→ **TASK DESCRIPTION**
Give again, exactly as written, the lines of the records below from the line with "Reproduce this screenshot" to the line with "recipients[i] ?? '');". Both end lines count; pictures do not.

→ **MATERIAL FOR THE TASK**
□ □ □ □

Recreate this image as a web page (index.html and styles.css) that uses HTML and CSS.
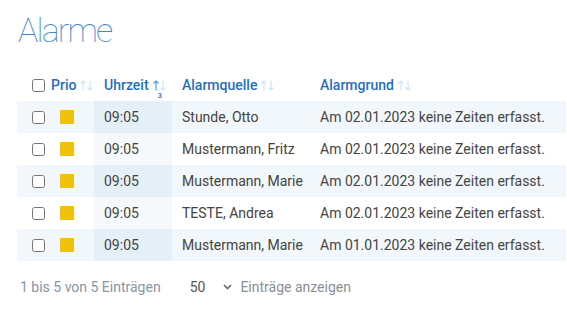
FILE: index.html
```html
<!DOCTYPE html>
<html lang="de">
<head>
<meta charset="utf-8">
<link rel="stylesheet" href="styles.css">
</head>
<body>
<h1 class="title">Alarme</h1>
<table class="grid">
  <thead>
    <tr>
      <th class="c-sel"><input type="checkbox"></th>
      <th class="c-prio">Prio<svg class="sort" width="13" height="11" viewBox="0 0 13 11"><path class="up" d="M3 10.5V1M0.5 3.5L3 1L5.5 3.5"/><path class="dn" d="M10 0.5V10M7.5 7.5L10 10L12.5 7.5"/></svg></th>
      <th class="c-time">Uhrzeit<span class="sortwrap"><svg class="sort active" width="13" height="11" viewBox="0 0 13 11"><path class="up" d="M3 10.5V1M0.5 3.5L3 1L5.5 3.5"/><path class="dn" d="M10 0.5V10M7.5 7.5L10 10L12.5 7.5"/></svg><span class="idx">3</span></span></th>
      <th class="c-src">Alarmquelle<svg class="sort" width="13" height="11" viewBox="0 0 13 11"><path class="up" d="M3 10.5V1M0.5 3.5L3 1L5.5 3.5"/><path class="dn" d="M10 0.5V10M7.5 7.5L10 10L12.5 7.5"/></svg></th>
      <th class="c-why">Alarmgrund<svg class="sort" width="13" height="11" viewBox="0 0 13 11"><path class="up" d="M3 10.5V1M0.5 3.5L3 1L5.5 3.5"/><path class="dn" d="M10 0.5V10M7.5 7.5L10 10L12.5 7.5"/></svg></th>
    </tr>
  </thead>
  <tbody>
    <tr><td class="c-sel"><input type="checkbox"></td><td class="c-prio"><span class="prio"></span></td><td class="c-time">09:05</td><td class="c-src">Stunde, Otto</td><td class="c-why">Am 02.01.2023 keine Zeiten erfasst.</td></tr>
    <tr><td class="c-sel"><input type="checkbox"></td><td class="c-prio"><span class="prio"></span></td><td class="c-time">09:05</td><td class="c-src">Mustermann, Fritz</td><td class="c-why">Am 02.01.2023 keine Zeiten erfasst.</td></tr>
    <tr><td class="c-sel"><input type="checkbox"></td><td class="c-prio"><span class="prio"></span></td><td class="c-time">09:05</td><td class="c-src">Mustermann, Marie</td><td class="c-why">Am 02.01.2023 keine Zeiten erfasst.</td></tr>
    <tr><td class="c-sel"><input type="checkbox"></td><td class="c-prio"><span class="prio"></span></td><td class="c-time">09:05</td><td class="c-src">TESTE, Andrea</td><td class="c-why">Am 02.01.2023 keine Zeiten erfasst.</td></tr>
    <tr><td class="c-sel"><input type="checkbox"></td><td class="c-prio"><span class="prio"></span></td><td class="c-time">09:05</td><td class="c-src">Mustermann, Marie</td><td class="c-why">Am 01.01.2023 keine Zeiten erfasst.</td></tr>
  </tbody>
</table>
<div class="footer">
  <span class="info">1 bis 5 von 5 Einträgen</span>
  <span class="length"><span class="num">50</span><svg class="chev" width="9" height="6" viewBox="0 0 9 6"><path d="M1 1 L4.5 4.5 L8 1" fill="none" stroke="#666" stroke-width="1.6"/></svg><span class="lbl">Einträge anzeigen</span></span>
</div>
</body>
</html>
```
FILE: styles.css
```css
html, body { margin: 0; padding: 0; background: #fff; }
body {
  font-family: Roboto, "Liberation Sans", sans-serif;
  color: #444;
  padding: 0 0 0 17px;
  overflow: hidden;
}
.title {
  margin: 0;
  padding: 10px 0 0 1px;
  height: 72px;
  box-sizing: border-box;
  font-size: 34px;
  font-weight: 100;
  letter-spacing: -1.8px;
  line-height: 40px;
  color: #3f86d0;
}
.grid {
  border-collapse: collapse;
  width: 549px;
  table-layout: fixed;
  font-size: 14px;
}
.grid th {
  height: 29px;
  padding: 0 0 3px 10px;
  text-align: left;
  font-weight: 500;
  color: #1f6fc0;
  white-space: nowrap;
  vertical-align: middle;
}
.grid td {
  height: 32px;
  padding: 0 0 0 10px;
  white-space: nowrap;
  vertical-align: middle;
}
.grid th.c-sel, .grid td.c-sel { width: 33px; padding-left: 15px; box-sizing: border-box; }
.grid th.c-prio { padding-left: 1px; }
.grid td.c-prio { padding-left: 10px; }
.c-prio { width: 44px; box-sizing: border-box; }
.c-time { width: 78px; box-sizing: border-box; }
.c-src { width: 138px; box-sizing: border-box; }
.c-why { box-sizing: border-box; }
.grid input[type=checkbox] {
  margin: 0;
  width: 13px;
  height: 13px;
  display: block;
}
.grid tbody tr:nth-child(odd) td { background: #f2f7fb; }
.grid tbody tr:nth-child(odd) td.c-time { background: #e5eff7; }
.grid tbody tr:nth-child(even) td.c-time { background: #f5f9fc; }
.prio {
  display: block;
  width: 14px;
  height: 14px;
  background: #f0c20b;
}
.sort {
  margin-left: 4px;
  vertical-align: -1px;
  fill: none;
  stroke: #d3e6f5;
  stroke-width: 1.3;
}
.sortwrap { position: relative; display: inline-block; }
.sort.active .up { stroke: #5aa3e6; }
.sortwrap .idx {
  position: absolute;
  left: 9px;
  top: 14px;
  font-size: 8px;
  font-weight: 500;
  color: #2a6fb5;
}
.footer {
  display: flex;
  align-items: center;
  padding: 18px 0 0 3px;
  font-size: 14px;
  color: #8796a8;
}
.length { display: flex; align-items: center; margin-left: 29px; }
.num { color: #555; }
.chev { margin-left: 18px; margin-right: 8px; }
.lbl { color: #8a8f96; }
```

□ □ □ □

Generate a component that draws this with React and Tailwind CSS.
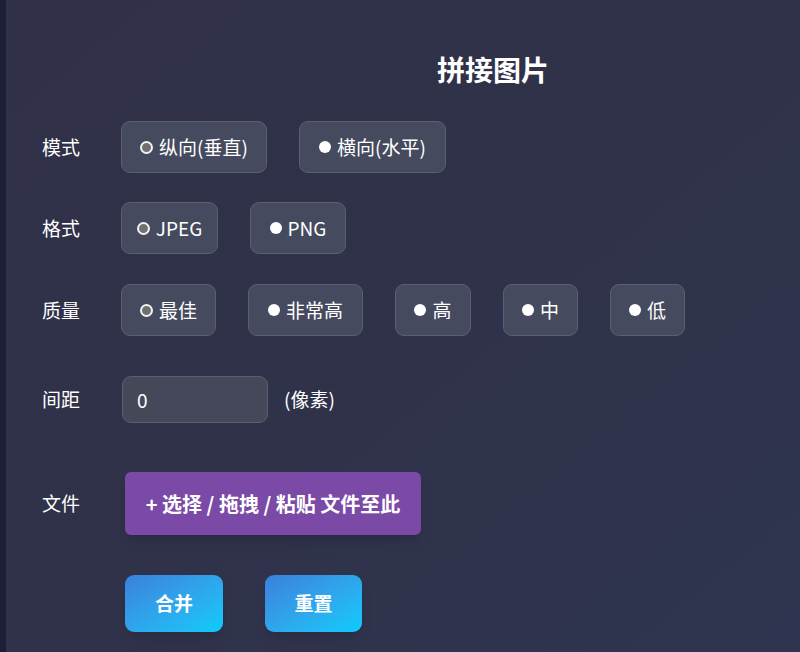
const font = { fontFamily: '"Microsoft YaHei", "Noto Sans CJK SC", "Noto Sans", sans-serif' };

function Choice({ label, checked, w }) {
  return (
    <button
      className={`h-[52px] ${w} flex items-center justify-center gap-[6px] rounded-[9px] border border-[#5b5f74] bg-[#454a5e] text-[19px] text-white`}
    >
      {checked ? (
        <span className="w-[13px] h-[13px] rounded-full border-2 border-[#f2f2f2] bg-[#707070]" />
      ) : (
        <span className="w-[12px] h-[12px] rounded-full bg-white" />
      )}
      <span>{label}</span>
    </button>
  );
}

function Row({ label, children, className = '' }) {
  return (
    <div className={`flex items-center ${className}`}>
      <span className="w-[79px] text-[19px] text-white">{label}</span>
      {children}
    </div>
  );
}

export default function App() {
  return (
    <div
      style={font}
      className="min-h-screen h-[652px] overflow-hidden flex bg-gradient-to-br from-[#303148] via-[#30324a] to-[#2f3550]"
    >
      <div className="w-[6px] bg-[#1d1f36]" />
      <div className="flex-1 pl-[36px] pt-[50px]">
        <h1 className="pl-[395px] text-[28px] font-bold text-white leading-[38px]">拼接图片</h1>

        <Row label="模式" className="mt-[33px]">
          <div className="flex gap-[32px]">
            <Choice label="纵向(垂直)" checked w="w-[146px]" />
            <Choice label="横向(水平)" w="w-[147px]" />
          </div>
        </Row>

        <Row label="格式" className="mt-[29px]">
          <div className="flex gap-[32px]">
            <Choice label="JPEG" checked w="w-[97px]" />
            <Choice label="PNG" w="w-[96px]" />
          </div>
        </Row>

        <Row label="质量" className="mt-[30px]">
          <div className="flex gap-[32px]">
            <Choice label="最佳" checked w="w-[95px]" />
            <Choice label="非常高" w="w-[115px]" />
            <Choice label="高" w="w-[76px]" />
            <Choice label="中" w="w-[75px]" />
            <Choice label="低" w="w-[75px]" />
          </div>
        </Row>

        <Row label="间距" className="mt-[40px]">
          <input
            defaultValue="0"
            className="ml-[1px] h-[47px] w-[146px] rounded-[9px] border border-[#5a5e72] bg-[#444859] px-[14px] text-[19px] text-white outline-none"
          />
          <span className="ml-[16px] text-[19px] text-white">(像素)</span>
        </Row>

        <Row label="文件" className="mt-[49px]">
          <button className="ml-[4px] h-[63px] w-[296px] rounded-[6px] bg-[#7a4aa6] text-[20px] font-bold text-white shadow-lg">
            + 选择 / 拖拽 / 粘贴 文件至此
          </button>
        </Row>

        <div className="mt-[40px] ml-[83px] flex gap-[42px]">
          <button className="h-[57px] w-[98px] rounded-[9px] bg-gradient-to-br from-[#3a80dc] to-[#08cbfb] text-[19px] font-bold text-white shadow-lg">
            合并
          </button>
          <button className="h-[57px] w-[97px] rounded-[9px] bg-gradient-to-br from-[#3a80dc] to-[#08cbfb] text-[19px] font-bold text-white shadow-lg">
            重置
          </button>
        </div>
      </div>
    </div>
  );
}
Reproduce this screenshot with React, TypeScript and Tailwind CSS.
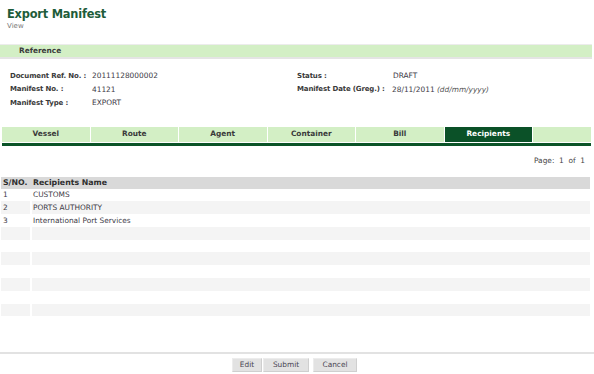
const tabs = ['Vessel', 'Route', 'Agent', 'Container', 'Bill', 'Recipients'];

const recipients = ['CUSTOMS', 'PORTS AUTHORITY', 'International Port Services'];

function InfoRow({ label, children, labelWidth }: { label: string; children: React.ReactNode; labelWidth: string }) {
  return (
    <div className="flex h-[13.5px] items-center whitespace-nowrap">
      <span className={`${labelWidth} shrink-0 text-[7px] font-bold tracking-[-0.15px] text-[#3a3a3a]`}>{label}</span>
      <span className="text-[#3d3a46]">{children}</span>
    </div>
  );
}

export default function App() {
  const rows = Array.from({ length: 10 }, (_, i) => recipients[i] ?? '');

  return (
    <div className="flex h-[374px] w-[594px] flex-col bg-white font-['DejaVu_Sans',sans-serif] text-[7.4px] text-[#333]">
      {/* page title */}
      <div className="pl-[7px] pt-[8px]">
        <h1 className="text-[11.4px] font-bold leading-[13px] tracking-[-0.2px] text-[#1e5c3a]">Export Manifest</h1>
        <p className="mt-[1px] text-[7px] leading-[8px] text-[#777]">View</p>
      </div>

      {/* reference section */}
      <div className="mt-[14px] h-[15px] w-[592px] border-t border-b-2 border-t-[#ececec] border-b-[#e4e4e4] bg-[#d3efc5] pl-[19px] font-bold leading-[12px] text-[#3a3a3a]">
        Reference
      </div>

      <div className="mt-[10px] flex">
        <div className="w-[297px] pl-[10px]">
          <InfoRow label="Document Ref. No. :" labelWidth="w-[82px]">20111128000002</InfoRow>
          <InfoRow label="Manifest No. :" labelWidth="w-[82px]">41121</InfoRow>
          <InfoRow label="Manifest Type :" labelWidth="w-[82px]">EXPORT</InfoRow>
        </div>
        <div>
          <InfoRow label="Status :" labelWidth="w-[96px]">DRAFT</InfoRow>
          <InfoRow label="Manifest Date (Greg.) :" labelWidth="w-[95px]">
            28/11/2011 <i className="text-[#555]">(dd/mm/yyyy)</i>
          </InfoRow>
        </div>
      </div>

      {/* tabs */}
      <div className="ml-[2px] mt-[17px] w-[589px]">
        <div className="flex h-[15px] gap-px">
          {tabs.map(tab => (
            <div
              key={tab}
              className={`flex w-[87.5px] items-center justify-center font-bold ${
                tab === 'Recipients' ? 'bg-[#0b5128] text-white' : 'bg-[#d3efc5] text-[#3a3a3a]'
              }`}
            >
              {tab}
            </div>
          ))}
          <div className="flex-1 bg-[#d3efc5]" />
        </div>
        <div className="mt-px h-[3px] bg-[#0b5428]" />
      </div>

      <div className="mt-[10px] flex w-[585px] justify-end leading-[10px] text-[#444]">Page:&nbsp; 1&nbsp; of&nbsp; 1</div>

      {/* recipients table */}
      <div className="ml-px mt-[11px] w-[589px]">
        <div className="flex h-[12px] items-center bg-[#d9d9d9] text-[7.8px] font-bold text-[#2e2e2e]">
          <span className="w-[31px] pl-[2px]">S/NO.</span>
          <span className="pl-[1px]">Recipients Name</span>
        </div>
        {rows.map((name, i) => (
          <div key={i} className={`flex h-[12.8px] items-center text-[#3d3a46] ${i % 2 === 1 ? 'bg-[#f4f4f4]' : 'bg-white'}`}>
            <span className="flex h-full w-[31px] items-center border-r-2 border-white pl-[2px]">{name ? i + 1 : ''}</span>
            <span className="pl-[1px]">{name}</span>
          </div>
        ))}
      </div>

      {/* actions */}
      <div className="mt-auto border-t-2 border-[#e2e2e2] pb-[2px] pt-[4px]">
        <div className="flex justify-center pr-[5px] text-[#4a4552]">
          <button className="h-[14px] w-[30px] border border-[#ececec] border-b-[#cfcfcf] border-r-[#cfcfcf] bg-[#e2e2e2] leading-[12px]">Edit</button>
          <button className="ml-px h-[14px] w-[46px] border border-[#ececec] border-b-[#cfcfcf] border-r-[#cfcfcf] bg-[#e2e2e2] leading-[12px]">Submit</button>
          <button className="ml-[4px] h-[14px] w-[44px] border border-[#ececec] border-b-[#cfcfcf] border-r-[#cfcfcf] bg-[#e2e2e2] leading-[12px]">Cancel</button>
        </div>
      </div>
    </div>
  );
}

□ □ □ □

→ **PROBLEM SOLUTION**
Reproduce this screenshot with React, TypeScript and Tailwind CSS.
const tabs = ['Vessel', 'Route', 'Agent', 'Container', 'Bill', 'Recipients'];

const recipients = ['CUSTOMS', 'PORTS AUTHORITY', 'International Port Services'];

function InfoRow({ label, children, labelWidth }: { label: string; children: React.ReactNode; labelWidth: string }) {
  return (
    <div className="flex h-[13.5px] items-center whitespace-nowrap">
      <span className={`${labelWidth} shrink-0 text-[7px] font-bold tracking-[-0.15px] text-[#3a3a3a]`}>{label}</span>
      <span className="text-[#3d3a46]">{children}</span>
    </div>
  );
}

export default function App() {
  const rows = Array.from({ length: 10 }, (_, i) => recipients[i] ?? '');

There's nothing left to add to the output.